Note that when I say that an image “ends” with a letter I’m talking about the sound of the word rather than the spelling, most of the 10s don’t work and some of the Queens and Kings are very suspicious as well. Also, I couldn’t think of a sensible word for the 8 of Hearts (H…B), the only one I could think of was Hub and I really struggle to picture what a Hub is supposed to look like. So I went a bit creative with Hobo instead which is a lot easier to picture.

Needless to say, if you want to try this method and want to change any of the images, or even the rules to create these images, please feel free! They work for me, but if other words would work better for you then go for it. I’d actually recommend having a quick think about each one and see if anything would work better for you. For example if you don’t have a sister then the 10 of Spades (“Sis”) might be tricky for you, Sauce is another possibility but have a think for yourself. These 52 have actually changed slightly over the years for me as well.

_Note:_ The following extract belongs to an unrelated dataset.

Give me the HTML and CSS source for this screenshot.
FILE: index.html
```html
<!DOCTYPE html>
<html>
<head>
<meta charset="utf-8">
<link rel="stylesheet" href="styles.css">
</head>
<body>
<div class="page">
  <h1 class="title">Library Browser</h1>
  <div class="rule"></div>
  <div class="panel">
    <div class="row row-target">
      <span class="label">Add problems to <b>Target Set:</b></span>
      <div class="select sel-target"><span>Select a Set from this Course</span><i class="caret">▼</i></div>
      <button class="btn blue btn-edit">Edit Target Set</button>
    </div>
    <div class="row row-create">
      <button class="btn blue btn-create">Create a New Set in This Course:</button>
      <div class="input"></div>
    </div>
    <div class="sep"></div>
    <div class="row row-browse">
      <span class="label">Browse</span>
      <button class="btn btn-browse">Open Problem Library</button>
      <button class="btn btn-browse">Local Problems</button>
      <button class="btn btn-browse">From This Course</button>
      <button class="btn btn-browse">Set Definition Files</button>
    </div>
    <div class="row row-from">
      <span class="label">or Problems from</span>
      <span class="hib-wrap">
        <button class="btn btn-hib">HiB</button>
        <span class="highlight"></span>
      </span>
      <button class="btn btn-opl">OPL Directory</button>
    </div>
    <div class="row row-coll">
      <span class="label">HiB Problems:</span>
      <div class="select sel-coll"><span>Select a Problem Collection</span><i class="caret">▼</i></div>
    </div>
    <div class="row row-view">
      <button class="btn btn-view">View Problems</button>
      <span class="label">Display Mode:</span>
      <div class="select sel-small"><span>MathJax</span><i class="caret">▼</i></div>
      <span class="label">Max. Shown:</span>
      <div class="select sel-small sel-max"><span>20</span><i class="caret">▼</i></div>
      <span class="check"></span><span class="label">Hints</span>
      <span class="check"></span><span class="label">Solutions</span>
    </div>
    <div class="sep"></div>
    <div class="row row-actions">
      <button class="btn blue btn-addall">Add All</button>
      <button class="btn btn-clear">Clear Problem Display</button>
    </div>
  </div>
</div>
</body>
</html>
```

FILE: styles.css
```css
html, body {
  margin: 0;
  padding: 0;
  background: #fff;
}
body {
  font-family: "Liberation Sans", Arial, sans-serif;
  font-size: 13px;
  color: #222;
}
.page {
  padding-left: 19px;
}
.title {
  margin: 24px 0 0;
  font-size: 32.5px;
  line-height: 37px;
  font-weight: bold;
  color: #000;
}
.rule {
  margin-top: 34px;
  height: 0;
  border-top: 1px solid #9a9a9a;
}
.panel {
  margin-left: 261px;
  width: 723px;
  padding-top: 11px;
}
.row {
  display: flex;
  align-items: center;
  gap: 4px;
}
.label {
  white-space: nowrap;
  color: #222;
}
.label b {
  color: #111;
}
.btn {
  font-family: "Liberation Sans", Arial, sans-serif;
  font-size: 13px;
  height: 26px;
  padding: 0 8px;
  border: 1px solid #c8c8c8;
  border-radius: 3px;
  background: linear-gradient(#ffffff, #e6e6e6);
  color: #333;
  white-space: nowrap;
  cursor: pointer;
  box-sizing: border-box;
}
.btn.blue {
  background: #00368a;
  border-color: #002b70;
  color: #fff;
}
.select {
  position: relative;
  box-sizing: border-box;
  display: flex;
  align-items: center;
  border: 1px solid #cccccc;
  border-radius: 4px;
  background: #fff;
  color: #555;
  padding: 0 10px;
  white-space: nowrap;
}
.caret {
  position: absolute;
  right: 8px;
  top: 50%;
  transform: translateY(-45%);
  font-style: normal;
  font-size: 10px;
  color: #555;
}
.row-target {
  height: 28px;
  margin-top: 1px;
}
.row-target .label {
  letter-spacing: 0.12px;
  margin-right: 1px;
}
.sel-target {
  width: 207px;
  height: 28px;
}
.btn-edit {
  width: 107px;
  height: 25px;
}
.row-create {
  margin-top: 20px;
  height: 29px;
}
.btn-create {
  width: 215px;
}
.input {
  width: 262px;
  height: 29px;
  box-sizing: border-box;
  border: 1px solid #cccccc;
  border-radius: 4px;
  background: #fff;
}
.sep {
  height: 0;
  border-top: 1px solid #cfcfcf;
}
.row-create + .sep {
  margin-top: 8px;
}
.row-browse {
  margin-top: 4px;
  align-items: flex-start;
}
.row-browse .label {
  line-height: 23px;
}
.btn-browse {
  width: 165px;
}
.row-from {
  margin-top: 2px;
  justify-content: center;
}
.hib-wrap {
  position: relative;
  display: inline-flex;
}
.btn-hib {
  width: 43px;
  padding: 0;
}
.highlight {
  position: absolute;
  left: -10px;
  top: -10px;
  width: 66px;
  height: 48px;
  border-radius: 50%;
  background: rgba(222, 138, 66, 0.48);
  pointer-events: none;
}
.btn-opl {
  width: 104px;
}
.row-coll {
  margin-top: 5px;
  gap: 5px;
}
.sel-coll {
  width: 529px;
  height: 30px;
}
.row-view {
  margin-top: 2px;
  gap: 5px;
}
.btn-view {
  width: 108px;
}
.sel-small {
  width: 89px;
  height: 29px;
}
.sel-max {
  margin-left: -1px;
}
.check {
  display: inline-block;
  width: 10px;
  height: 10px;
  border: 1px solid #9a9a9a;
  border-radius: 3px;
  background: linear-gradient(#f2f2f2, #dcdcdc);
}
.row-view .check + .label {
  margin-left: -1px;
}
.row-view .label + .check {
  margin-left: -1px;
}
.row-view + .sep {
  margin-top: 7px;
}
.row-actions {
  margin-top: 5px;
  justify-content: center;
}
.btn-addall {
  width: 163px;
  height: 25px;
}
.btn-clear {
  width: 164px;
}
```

Another variation on this is to come up with 52 people or celebrities, as we’re naturally very good at recognising people. Think about how quickly a baby learns to recognise Mum and Dad, it’s one of the first things they do! Some of my images actually are people, for example the King of Clubs (“King”) is Elvis Presley, the Jack of Clubs (“Club”) is a caveman holding a very large spiked club and the King of Spades (“Spring”) is Zebedee from the Magic Roundabout (for anyone who doesn’t know, a weird character with a spring instead of legs).

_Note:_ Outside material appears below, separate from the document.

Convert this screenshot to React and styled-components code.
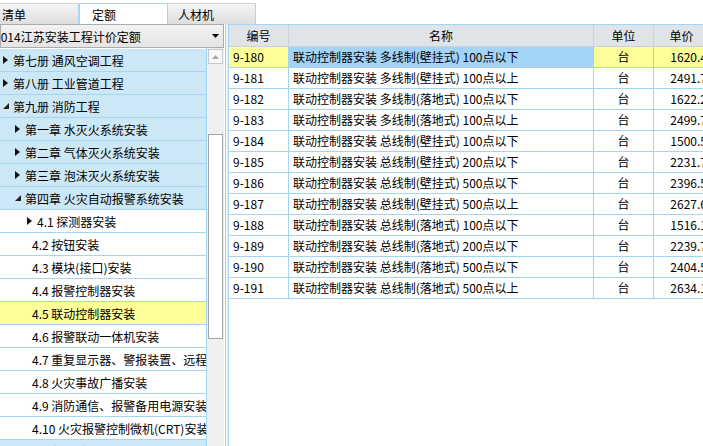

If you want all 52 to be people, maybe the Clubs (night clubs) could all be pop stars, the Diamonds (wealth) could be royalty, Hearts (caring) could be TV presenters and Spades (digging, hard work) could be sports stars? Personally I felt I wanted a mix of people and images but I have heard of other people using this method instead. The exact method isn’t important, it’s whatever works for you.

Okay, so you’ve come up with a 52 step journey and you’ve learnt an image for each of the 52 playing cards. You are now ready to go. Take the deck of playing cards and look at the first one. You now need to come up with your image for that card and place it in the first location of your journey. Make the image as clear, vivid or even as disgusting as possible to give yourself the best chance of remembering it. For example, if my first card was the Ace of Clubs (“Cat”) I would imagine waking up (my first location is in my bedroom) being surrounded by a pride of lions! I tend to use lions rather than a domesticated cat as it’s a much more vivid image and have similar tricks for some of the other cards too.

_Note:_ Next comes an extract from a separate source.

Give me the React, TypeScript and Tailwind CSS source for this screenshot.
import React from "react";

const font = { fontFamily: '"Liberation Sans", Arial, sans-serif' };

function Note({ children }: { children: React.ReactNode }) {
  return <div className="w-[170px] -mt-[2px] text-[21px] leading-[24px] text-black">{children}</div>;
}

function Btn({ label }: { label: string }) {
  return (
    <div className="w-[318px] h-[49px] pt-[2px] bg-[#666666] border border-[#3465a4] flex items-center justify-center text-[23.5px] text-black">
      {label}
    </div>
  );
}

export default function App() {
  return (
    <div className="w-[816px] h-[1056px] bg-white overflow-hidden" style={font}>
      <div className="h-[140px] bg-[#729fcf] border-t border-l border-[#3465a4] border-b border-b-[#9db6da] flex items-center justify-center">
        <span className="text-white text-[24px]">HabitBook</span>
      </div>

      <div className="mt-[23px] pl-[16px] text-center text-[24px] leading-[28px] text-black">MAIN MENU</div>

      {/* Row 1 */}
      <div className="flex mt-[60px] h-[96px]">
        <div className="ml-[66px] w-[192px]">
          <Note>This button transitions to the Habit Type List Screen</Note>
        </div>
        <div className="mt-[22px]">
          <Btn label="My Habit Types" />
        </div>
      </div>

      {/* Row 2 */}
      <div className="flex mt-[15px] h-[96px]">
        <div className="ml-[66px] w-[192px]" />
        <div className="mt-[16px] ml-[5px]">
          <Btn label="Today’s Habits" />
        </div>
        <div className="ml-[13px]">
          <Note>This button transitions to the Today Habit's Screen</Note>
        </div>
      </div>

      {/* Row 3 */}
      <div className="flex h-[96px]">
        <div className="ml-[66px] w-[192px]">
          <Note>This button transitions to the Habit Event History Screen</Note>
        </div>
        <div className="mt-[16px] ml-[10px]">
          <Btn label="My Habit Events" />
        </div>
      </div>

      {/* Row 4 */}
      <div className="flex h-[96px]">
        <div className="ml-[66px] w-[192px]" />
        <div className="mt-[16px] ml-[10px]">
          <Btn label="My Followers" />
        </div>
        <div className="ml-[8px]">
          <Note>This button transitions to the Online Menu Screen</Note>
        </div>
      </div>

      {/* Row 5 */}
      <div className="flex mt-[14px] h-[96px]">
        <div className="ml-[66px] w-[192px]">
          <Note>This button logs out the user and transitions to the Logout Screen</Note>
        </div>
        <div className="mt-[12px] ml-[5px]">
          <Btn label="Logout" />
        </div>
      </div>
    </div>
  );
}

So that’s the first image stored away, now look at the second card. Work out the image for that card and place it in your second location. Once you’ve got a nice clear image for that one, look at the third card and place that image in your third location. Keep going until you’ve gone through all 52 cards and come up with a total of 52 images.

Now that you have 52 images stored away, in theory you should now be able to recall the 52 cards in the correct order. I’ll be honest, I’ve never actually managed all 52 without an error before (51 is my best), however when I first tried it I was amazed at how well it worked. To recall the cards, simply work your way through your 52 locations in order and work out which image is at that location. For the example I gave, do you remember what was in my bedroom? It’s those lions (“Cat”), which is the Ace of Clubs.

Most people are surprised that it is possible to remember all 52 of these images, however the reason this method works so well is that the human brain is extremely good at remembering images like this. Anyone who has recently studied for exams will know that rote learning is extremely difficult and that any excuse for an acronym or similar method is the way to go.

Hopefully this has inspired you to give it a go, and hopefully it’s also inspired me to do a bit of practice before the Mind Sports Olympiad later this month!